**** ENTRIES SHOWN

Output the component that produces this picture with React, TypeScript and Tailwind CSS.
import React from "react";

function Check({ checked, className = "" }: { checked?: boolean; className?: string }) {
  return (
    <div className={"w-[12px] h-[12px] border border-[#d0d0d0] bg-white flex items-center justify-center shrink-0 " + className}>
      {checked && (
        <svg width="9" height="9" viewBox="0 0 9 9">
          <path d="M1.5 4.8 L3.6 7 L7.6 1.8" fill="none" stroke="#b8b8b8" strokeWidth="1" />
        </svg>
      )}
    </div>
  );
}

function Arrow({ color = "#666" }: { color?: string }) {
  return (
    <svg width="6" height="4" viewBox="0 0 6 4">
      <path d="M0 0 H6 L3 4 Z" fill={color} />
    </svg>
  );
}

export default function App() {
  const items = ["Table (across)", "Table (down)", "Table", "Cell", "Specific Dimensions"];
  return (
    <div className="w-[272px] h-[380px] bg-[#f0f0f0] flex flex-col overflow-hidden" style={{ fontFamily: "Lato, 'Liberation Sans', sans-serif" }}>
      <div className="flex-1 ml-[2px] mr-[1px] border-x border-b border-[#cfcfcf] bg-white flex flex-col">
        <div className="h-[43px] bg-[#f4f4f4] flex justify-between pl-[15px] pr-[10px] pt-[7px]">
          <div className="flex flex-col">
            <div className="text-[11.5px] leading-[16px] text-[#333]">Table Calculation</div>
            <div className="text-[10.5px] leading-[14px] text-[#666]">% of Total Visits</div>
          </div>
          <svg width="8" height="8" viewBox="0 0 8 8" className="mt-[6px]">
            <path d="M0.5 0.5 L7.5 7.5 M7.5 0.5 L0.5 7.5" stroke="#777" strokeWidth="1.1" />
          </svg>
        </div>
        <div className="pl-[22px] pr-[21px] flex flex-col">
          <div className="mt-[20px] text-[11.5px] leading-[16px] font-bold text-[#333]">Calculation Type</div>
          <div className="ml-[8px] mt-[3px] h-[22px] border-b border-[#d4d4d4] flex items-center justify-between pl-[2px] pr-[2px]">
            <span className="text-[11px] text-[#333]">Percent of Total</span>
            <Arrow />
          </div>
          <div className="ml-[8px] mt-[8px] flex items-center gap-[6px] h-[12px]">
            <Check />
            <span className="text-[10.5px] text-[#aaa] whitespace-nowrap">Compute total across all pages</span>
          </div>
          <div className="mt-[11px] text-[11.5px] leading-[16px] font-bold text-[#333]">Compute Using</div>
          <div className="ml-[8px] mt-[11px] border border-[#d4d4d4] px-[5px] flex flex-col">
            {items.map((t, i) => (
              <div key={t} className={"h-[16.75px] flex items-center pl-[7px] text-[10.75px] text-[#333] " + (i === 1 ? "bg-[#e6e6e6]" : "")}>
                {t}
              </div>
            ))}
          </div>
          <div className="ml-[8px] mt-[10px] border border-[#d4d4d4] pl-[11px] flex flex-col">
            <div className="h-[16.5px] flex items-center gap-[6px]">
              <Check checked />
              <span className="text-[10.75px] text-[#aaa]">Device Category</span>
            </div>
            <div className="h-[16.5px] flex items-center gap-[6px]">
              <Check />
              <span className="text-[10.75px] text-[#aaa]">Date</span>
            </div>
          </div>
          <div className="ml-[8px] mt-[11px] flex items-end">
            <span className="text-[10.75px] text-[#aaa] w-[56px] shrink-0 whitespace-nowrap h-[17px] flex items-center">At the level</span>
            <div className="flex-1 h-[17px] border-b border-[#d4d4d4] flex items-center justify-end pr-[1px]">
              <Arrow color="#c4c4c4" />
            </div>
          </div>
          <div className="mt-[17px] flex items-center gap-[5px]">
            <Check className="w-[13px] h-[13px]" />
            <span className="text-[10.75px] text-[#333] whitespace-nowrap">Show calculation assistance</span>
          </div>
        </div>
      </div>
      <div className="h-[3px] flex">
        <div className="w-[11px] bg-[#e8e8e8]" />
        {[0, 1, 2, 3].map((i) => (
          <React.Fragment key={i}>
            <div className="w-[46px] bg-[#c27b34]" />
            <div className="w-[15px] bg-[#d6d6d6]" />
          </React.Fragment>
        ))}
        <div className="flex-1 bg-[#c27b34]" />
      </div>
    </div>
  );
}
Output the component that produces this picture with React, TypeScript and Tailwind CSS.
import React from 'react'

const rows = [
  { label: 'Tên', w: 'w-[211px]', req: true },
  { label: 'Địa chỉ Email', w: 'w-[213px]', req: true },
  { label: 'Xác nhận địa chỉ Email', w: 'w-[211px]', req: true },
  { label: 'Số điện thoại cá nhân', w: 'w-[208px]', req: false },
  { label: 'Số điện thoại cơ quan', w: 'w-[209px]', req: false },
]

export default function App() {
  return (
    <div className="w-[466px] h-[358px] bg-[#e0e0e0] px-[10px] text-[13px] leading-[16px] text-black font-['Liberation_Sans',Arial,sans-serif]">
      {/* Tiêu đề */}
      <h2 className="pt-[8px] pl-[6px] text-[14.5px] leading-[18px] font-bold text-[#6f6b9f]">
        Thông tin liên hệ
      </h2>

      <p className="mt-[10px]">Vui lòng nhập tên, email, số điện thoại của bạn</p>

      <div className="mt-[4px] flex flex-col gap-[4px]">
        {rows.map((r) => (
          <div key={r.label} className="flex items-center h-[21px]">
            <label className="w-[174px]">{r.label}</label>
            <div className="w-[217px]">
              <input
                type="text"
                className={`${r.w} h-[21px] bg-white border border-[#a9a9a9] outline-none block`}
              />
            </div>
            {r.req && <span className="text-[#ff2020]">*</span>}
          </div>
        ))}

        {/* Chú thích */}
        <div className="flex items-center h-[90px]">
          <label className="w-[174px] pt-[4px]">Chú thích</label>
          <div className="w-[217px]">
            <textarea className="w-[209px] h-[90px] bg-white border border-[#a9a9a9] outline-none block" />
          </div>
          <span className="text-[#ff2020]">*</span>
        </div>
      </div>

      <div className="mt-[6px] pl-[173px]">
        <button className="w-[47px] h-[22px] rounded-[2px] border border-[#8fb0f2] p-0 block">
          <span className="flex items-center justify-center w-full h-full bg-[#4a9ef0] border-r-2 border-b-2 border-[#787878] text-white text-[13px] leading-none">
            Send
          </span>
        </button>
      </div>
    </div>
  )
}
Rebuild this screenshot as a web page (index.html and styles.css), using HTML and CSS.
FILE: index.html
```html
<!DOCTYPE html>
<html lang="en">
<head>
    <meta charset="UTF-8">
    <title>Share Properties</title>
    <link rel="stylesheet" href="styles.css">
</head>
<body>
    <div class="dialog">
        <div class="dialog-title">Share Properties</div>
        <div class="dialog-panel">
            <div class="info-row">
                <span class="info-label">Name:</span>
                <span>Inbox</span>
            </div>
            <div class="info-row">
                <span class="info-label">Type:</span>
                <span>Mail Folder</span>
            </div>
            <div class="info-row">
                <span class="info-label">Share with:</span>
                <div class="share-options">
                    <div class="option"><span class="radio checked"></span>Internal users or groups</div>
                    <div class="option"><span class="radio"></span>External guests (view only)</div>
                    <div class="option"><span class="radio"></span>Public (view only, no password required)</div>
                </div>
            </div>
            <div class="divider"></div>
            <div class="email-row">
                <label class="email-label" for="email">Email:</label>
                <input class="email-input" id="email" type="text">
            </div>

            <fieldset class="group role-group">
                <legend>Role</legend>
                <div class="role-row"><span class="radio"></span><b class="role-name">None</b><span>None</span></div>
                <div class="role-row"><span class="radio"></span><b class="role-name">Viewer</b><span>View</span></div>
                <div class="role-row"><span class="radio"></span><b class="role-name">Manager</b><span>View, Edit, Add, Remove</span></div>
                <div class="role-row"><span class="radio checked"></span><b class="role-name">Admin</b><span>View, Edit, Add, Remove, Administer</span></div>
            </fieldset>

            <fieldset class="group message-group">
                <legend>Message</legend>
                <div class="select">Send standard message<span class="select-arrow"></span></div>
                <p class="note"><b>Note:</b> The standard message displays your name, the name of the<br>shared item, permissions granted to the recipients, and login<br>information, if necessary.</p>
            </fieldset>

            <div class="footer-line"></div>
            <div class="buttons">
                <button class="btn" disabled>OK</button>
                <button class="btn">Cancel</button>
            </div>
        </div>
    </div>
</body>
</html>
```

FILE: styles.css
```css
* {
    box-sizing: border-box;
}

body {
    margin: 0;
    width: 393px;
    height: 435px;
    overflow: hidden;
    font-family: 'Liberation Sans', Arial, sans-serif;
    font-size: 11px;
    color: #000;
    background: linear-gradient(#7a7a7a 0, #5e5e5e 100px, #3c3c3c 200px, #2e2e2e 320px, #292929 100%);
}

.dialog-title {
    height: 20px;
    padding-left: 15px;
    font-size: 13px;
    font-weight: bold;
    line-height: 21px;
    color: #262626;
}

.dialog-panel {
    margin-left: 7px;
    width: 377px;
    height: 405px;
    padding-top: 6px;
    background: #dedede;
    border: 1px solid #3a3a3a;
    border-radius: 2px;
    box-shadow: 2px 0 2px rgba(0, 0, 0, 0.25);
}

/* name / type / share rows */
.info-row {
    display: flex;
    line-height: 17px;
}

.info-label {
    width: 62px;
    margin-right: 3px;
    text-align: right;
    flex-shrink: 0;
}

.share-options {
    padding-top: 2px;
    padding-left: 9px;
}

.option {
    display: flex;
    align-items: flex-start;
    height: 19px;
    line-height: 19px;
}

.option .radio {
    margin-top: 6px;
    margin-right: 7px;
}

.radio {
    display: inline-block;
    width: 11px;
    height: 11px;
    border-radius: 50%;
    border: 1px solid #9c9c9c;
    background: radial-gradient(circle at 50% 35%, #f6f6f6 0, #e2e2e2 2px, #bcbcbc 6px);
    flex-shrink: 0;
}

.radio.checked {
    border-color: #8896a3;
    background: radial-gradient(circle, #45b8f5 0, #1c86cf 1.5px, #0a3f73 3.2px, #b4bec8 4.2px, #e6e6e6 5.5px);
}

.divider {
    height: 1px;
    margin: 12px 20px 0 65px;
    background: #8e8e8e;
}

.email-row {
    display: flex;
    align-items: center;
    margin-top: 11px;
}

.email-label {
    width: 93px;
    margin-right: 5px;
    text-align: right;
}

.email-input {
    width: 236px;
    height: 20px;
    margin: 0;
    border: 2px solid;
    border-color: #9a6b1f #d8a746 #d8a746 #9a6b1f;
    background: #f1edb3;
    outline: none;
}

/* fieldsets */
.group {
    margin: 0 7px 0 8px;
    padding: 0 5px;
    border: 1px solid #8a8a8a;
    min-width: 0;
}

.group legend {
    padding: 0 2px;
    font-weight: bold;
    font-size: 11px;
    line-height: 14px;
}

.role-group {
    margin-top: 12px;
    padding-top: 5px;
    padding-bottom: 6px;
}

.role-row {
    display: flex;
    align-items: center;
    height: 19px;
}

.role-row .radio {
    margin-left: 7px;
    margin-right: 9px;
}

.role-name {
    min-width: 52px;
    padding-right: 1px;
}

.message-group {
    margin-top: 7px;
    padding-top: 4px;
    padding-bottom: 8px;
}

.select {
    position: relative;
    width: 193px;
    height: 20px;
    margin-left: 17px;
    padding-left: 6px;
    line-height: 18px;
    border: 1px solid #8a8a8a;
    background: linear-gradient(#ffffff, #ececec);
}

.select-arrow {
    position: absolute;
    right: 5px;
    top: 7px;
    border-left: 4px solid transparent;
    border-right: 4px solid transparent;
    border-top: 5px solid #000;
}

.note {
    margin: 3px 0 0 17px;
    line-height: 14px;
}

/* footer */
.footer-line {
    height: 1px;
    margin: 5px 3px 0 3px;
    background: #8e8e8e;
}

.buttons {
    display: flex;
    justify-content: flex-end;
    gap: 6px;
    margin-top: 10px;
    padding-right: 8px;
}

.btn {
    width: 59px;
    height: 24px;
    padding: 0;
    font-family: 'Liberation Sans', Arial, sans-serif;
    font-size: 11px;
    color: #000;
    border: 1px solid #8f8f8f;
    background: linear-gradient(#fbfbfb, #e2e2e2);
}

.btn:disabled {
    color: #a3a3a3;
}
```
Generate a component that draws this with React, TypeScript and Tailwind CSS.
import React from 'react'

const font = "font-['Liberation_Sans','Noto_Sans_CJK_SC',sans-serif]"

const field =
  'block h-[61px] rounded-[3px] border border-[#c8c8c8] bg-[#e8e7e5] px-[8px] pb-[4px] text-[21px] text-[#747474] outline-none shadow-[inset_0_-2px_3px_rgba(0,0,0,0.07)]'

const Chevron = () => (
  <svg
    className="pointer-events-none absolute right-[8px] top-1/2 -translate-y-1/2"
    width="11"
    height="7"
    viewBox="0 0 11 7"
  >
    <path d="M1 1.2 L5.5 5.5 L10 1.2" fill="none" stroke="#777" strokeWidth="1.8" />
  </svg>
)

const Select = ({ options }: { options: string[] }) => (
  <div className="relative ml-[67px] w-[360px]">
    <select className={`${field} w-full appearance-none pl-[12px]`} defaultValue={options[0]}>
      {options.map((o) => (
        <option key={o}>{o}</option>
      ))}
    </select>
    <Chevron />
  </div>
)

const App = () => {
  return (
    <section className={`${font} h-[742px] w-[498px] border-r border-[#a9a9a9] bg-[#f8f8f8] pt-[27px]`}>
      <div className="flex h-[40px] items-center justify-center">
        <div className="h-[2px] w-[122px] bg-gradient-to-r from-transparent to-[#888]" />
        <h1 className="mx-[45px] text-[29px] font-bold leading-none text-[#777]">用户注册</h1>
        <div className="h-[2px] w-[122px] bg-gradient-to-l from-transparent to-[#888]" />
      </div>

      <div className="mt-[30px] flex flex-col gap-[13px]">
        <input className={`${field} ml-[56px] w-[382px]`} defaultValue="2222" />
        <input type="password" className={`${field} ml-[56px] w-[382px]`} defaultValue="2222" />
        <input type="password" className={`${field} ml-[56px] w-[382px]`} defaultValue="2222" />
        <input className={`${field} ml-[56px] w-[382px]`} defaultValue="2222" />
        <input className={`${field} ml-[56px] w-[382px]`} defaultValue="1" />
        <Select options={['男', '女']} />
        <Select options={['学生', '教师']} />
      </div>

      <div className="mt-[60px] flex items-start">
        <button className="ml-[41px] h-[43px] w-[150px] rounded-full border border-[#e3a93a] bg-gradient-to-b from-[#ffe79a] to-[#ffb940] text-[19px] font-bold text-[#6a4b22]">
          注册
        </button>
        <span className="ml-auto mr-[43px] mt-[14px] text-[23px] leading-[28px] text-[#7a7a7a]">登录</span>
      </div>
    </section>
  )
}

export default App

********

**WRITTEN REQUEST**: Both the line with "Generate a component" and the line with "h-[61px] rounded-[3px] border" belong in the extract, along with every line between them; set down those lines exactly and only.

**COMPLETE ANSWER**:
Generate a component that draws this with React, TypeScript and Tailwind CSS.
import React from 'react'

const font = "font-['Liberation_Sans','Noto_Sans_CJK_SC',sans-serif]"

const field =
  'block h-[61px] rounded-[3px] border border-[#c8c8c8] bg-[#e8e7e5] px-[8px] pb-[4px] text-[21px] text-[#747474] outline-none shadow-[inset_0_-2px_3px_rgba(0,0,0,0.07)]'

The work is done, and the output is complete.